Mastered from the original master tapes and limited to 3,000 copies, this mono hybrid SACD reissue illuminates Dylan's emotional condition – he laughs in the midst of songs, experiences a few false starts, hits a couple of bum notes, occasionally sings as if he's stumbling down a Manhattan sidewalk after having one too many at a smoky pub, prizes rawness over perfection – with microscopic accuracy and unparalleled directness. The preferred mix at the time of the recording, the mono version presents Dylan as he and his producers originally intended. Since the separation of the stereo versions isn't as sharp, this mono edition places Dylan's vocals in the heart of the musical action and as one with the accompaniment. It paints listeners an incredibly accurate portrait of the attention-getting, concrete mass of sound that features no artificial panning and straight-ahead immersion into the music. This is how almost everyone first heard this timeless album – making the mono mix all the more historically valuable and truthful.

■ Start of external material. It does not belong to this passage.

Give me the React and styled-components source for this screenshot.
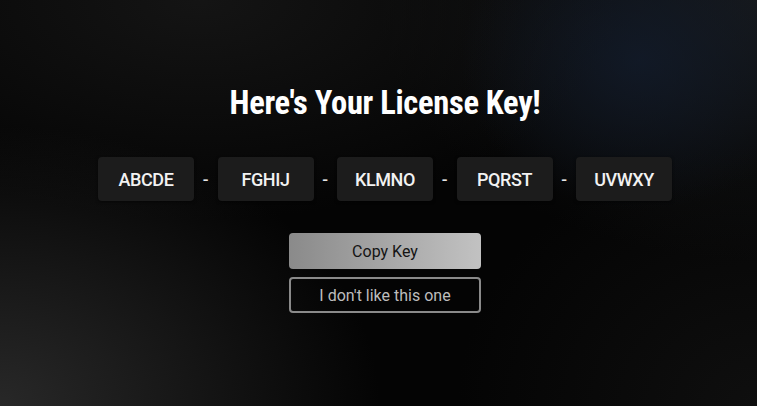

The uninhibited joie de vive is discernible in the rattling piano lines on "Black Crow Blues," seemingly subconscious ramble of the hysterical folk rhyming of "Motorpsycho Nightmare," bluesy dream sequencing throughout "I Don't Believe You," and intentionally out-of-tune yodeling during "All I Really Want to Do." On a majority of the prized set, Dylan lets his guard down, but does so in clever manners that speak to his surrealist imagination and biting wit. He possesses the rare ability to make planned strategies appear spontaneous, to challenge audiences with stinting wordplay and minimalist melodies that provide a deceptive false security.

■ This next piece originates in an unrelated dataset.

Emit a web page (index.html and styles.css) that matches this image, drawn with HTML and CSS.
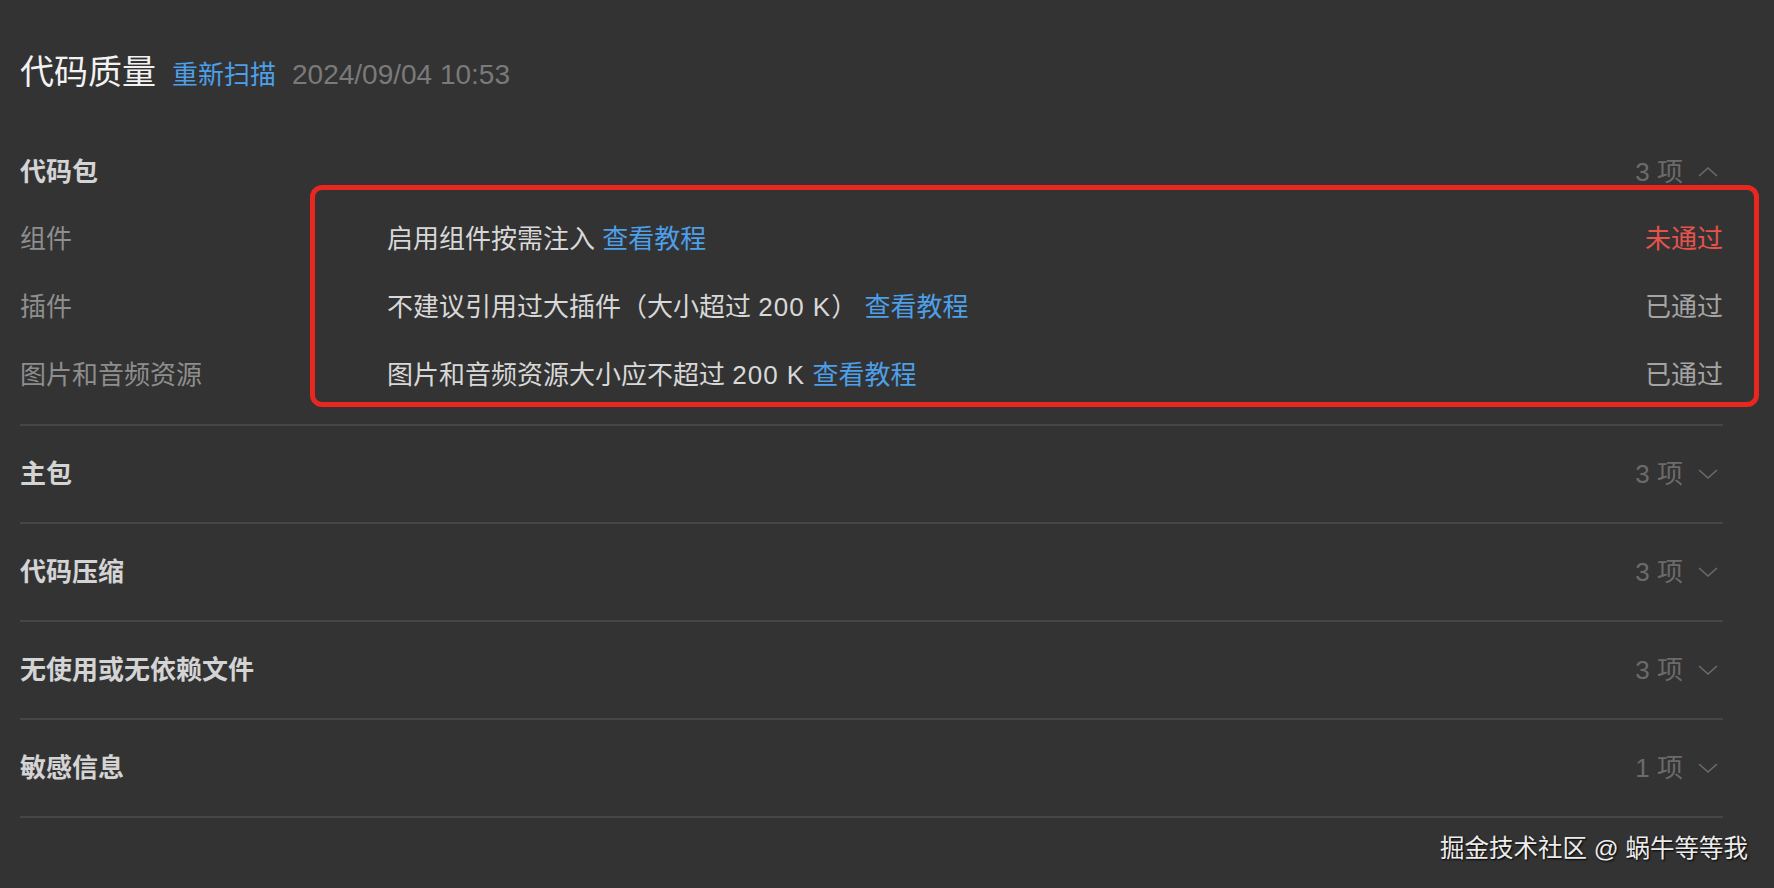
FILE: index.html
```html
<!DOCTYPE html>
<html lang="zh-CN">
<head>
    <meta charset="UTF-8">
    <meta name="viewport" content="width=device-width, initial-scale=1.0">
    <title>代码质量</title>
    <link rel="stylesheet" href="styles.css">
</head>
<body>

<div class="page">
    <div class="title-bar">
        <h1 class="title">代码质量</h1>
        <a class="link rescan" href="#">重新扫描</a>
        <span class="scan-time">2024/09/04 10:53</span>
    </div>

    <div class="section open">
        <div class="section-head">
            <span class="section-name">代码包</span>
            <span class="count">3 项</span>
            <svg class="chevron" viewBox="0 0 20 12"><polyline points="1,10 10,2 19,10"/></svg>
        </div>
        <div class="section-body">
            <div class="item">
                <span class="item-label">组件</span>
                <span class="item-desc">启用组件按需注入 <a class="link" href="#">查看教程</a></span>
                <span class="status fail">未通过</span>
            </div>
            <div class="item">
                <span class="item-label">插件</span>
                <span class="item-desc">不建议引用过大插件（大小超过 <span class="num">200 K</span>） <a class="link" href="#">查看教程</a></span>
                <span class="status">已通过</span>
            </div>
            <div class="item">
                <span class="item-label">图片和音频资源</span>
                <span class="item-desc">图片和音频资源大小应不超过 <span class="num">200 K</span> <a class="link" href="#">查看教程</a></span>
                <span class="status">已通过</span>
            </div>
            <div class="highlight-box"></div>
        </div>
    </div>

    <div class="section">
        <div class="section-head">
            <span class="section-name">主包</span>
            <span class="count">3 项</span>
            <svg class="chevron" viewBox="0 0 20 12"><polyline points="1,2 10,10 19,2"/></svg>
        </div>
    </div>

    <div class="section">
        <div class="section-head">
            <span class="section-name">代码压缩</span>
            <span class="count">3 项</span>
            <svg class="chevron" viewBox="0 0 20 12"><polyline points="1,2 10,10 19,2"/></svg>
        </div>
    </div>

    <div class="section">
        <div class="section-head">
            <span class="section-name">无使用或无依赖文件</span>
            <span class="count">3 项</span>
            <svg class="chevron" viewBox="0 0 20 12"><polyline points="1,2 10,10 19,2"/></svg>
        </div>
    </div>

    <div class="section">
        <div class="section-head">
            <span class="section-name">敏感信息</span>
            <span class="count">1 项</span>
            <svg class="chevron" viewBox="0 0 20 12"><polyline points="1,2 10,10 19,2"/></svg>
        </div>
    </div>
</div>

<div class="watermark">掘金技术社区 @ 蜗牛等等我</div>

</body>
</html>
```

FILE: styles.css
```css
body {
    margin: 0;
    background-color: #333333;
    color: #d8d8d8;
    font-family: "Liberation Sans", "Noto Sans CJK SC", sans-serif;
}
.page {
    padding: 49px 51px 0 20px;
}
.title-bar {
    display: flex;
    align-items: baseline;
    line-height: 46px;
    margin-bottom: 26px;
}
.title {
    margin: 0;
    font-size: 34px;
    font-weight: 400;
    color: #f2f2f2;
}
.link {
    color: #4c9fe8;
    text-decoration: none;
}
.rescan {
    margin-left: 16px;
    font-size: 26px;
}
.scan-time {
    margin-left: 16px;
    font-size: 28px;
    color: #7a7a7a;
}
.section {
    border-bottom: 2px solid #464646;
}
.section-head {
    display: flex;
    align-items: center;
    padding: 36px 0;
    line-height: 24px;
}
.section.open .section-head {
    padding-bottom: 0;
}
.section-name {
    font-size: 26px;
    font-weight: 700;
    color: #d4d4d4;
}
.count {
    margin-left: auto;
    font-size: 26px;
    color: #6b6b6b;
}
.chevron {
    width: 20px;
    height: 12px;
    margin: 0 5px 0 15px;
    fill: none;
    stroke: #6b6b6b;
    stroke-width: 1.6;
}
.section-body {
    position: relative;
    padding: 18px 0;
}
.item {
    display: flex;
    align-items: center;
    height: 68px;
    font-size: 26px;
}
.item-label {
    width: 367px;
    color: #8e8e8e;
}
.item-desc {
    color: #d8d8d8;
}
.num {
    letter-spacing: 1px;
}
.status {
    margin-left: auto;
    color: #a4a4a4;
}
.status.fail {
    color: #e5534b;
}
.highlight-box {
    position: absolute;
    top: 1px;
    left: 290px;
    right: -36px;
    height: 222px;
    box-sizing: border-box;
    border: 5px solid #e8281e;
    border-radius: 12px;
    pointer-events: none;
}
.watermark {
    position: absolute;
    top: 833px;
    right: 26px;
    font-size: 24.5px;
    line-height: 32px;
    color: #ececec;
    text-shadow: 1px 1px 2px #000;
}
```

And so the apparently autobiographical and self-aware "My Back Pages," one of the earliest examples of Dylan's immersion into symbolist prose and abstract metaphor, remains controversial for its on-the-surface denouncement of his earlier condemnations of social institutions and injustices. Peeled back, the tune is a brilliant release – an essential escape hatch for Dylan to both relieve himself of unneeded pressures and distance himself from pundits. As an indelible piece of art, it succeeds in masquerading obvious meaning while simultaneously forcing listeners to question their own actions.
As is the trifecta of relationship-themed compositions that closes the record, as well as the eternal "Chimes of Freedom," the standard that journalist Paul Williams dubbed Dylan's "Sermon on the Mount." Its inseparable conjunction of apocalyptic imagery, personal emotion, allusive lyricism, balladic alliteration, and inclusive sympathy signaled that, having already eviscerated the rules associated with pop and folk music, Dylan had just begun his assault on our consciousness, making Another Side of Bob Dylan that much more mysterious, unequivocal, and requisite.